Task instructions: For the copy, please give all of the data again exactly and leave the pictures out.

Dataset content:
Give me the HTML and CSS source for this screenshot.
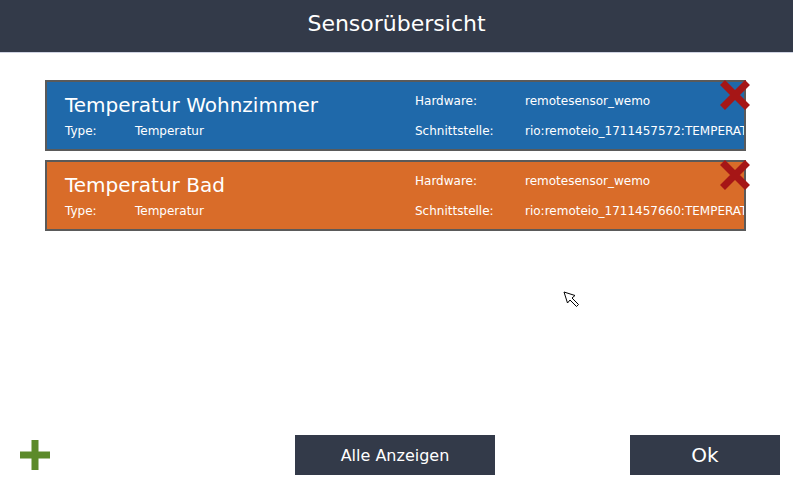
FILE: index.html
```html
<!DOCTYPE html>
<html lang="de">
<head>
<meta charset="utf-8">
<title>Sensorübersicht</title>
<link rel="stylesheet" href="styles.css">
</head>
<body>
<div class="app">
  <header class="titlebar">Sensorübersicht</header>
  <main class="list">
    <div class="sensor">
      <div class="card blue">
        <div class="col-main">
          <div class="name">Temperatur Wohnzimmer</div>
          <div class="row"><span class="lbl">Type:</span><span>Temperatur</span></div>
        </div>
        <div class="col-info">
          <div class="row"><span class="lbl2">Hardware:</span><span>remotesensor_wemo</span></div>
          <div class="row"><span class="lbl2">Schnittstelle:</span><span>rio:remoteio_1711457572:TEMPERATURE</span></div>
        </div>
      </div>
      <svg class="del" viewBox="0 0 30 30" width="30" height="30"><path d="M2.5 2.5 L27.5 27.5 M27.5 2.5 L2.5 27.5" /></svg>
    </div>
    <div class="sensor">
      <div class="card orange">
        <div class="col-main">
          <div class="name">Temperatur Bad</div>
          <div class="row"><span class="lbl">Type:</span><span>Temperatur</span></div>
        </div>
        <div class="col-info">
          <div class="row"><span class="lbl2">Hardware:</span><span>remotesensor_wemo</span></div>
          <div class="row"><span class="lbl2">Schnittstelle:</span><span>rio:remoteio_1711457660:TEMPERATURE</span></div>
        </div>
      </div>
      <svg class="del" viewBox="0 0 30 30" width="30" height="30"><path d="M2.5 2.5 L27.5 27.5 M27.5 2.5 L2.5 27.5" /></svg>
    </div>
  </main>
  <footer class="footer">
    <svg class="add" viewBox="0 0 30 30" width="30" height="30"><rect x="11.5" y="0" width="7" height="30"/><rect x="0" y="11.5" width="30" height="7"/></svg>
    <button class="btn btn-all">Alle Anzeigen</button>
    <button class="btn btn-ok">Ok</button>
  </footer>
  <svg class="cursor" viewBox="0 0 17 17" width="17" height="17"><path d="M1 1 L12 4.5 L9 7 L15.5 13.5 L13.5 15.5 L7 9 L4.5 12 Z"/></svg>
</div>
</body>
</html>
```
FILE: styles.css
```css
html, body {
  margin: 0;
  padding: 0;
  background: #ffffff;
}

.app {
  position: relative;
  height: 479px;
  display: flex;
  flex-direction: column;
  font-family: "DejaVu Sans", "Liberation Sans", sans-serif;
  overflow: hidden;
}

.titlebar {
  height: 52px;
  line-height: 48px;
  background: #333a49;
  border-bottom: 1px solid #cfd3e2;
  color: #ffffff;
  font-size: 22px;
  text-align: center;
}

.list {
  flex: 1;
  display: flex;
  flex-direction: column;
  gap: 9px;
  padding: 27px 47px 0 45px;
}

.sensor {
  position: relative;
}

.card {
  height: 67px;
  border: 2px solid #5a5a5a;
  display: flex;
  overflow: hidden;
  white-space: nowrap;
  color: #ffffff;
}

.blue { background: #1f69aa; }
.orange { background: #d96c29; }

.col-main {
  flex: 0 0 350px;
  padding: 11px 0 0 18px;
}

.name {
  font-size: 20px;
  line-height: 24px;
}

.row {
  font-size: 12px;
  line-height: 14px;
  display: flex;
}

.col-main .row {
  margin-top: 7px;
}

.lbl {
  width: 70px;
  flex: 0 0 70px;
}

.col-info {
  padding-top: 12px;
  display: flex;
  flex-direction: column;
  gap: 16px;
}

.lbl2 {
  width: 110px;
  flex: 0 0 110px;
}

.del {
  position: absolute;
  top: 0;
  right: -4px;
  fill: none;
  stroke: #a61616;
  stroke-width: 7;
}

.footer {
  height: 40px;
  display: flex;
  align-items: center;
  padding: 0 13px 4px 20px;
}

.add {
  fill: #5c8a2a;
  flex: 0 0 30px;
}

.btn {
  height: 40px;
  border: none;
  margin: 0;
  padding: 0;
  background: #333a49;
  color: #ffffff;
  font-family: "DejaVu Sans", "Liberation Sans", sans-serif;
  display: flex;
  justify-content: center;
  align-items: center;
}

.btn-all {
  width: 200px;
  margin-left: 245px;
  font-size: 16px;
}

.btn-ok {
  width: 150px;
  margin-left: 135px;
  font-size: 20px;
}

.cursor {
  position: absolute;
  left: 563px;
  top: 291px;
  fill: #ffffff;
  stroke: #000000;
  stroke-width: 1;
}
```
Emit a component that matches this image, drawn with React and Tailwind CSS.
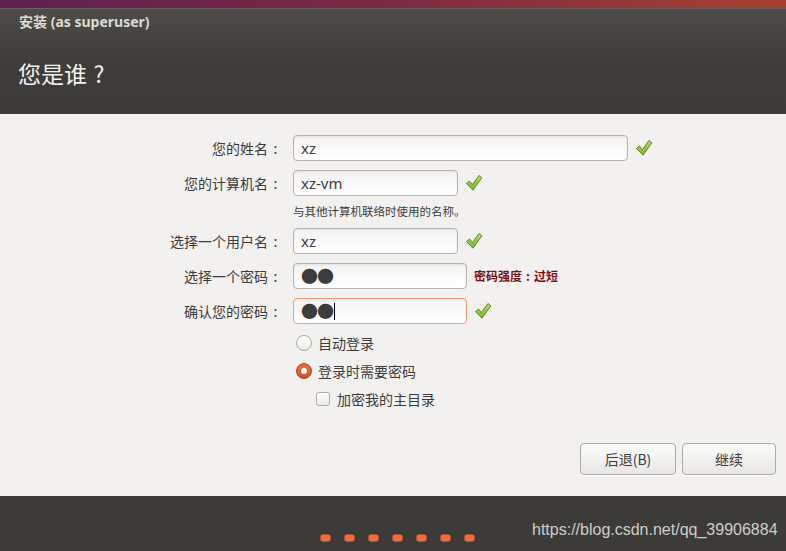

The reply:
Give me the HTML and CSS source for this screenshot.
FILE: index.html
```html
<!DOCTYPE html>
<html lang="de">
<head>
<meta charset="utf-8">
<title>Sensorübersicht</title>
<link rel="stylesheet" href="styles.css">
</head>
<body>
<div class="app">
  <header class="titlebar">Sensorübersicht</header>
  <main class="list">
    <div class="sensor">
      <div class="card blue">
        <div class="col-main">
          <div class="name">Temperatur Wohnzimmer</div>
          <div class="row"><span class="lbl">Type:</span><span>Temperatur</span></div>
        </div>
        <div class="col-info">
          <div class="row"><span class="lbl2">Hardware:</span><span>remotesensor_wemo</span></div>
          <div class="row"><span class="lbl2">Schnittstelle:</span><span>rio:remoteio_1711457572:TEMPERATURE</span></div>
        </div>
      </div>
      <svg class="del" viewBox="0 0 30 30" width="30" height="30"><path d="M2.5 2.5 L27.5 27.5 M27.5 2.5 L2.5 27.5" /></svg>
    </div>
    <div class="sensor">
      <div class="card orange">
        <div class="col-main">
          <div class="name">Temperatur Bad</div>
          <div class="row"><span class="lbl">Type:</span><span>Temperatur</span></div>
        </div>
        <div class="col-info">
          <div class="row"><span class="lbl2">Hardware:</span><span>remotesensor_wemo</span></div>
          <div class="row"><span class="lbl2">Schnittstelle:</span><span>rio:remoteio_1711457660:TEMPERATURE</span></div>
        </div>
      </div>
      <svg class="del" viewBox="0 0 30 30" width="30" height="30"><path d="M2.5 2.5 L27.5 27.5 M27.5 2.5 L2.5 27.5" /></svg>
    </div>
  </main>
  <footer class="footer">
    <svg class="add" viewBox="0 0 30 30" width="30" height="30"><rect x="11.5" y="0" width="7" height="30"/><rect x="0" y="11.5" width="30" height="7"/></svg>
    <button class="btn btn-all">Alle Anzeigen</button>
    <button class="btn btn-ok">Ok</button>
  </footer>
  <svg class="cursor" viewBox="0 0 17 17" width="17" height="17"><path d="M1 1 L12 4.5 L9 7 L15.5 13.5 L13.5 15.5 L7 9 L4.5 12 Z"/></svg>
</div>
</body>
</html>
```
FILE: styles.css
```css
html, body {
  margin: 0;
  padding: 0;
  background: #ffffff;
}

.app {
  position: relative;
  height: 479px;
  display: flex;
  flex-direction: column;
  font-family: "DejaVu Sans", "Liberation Sans", sans-serif;
  overflow: hidden;
}

.titlebar {
  height: 52px;
  line-height: 48px;
  background: #333a49;
  border-bottom: 1px solid #cfd3e2;
  color: #ffffff;
  font-size: 22px;
  text-align: center;
}

.list {
  flex: 1;
  display: flex;
  flex-direction: column;
  gap: 9px;
  padding: 27px 47px 0 45px;
}

.sensor {
  position: relative;
}

.card {
  height: 67px;
  border: 2px solid #5a5a5a;
  display: flex;
  overflow: hidden;
  white-space: nowrap;
  color: #ffffff;
}

.blue { background: #1f69aa; }
.orange { background: #d96c29; }

.col-main {
  flex: 0 0 350px;
  padding: 11px 0 0 18px;
}

.name {
  font-size: 20px;
  line-height: 24px;
}

.row {
  font-size: 12px;
  line-height: 14px;
  display: flex;
}

.col-main .row {
  margin-top: 7px;
}

.lbl {
  width: 70px;
  flex: 0 0 70px;
}

.col-info {
  padding-top: 12px;
  display: flex;
  flex-direction: column;
  gap: 16px;
}

.lbl2 {
  width: 110px;
  flex: 0 0 110px;
}

.del {
  position: absolute;
  top: 0;
  right: -4px;
  fill: none;
  stroke: #a61616;
  stroke-width: 7;
}

.footer {
  height: 40px;
  display: flex;
  align-items: center;
  padding: 0 13px 4px 20px;
}

.add {
  fill: #5c8a2a;
  flex: 0 0 30px;
}

.btn {
  height: 40px;
  border: none;
  margin: 0;
  padding: 0;
  background: #333a49;
  color: #ffffff;
  font-family: "DejaVu Sans", "Liberation Sans", sans-serif;
  display: flex;
  justify-content: center;
  align-items: center;
}

.btn-all {
  width: 200px;
  margin-left: 245px;
  font-size: 16px;
}

.btn-ok {
  width: 150px;
  margin-left: 135px;
  font-size: 20px;
}

.cursor {
  position: absolute;
  left: 563px;
  top: 291px;
  fill: #ffffff;
  stroke: #000000;
  stroke-width: 1;
}
```
Emit a component that matches this image, drawn with React and Tailwind CSS.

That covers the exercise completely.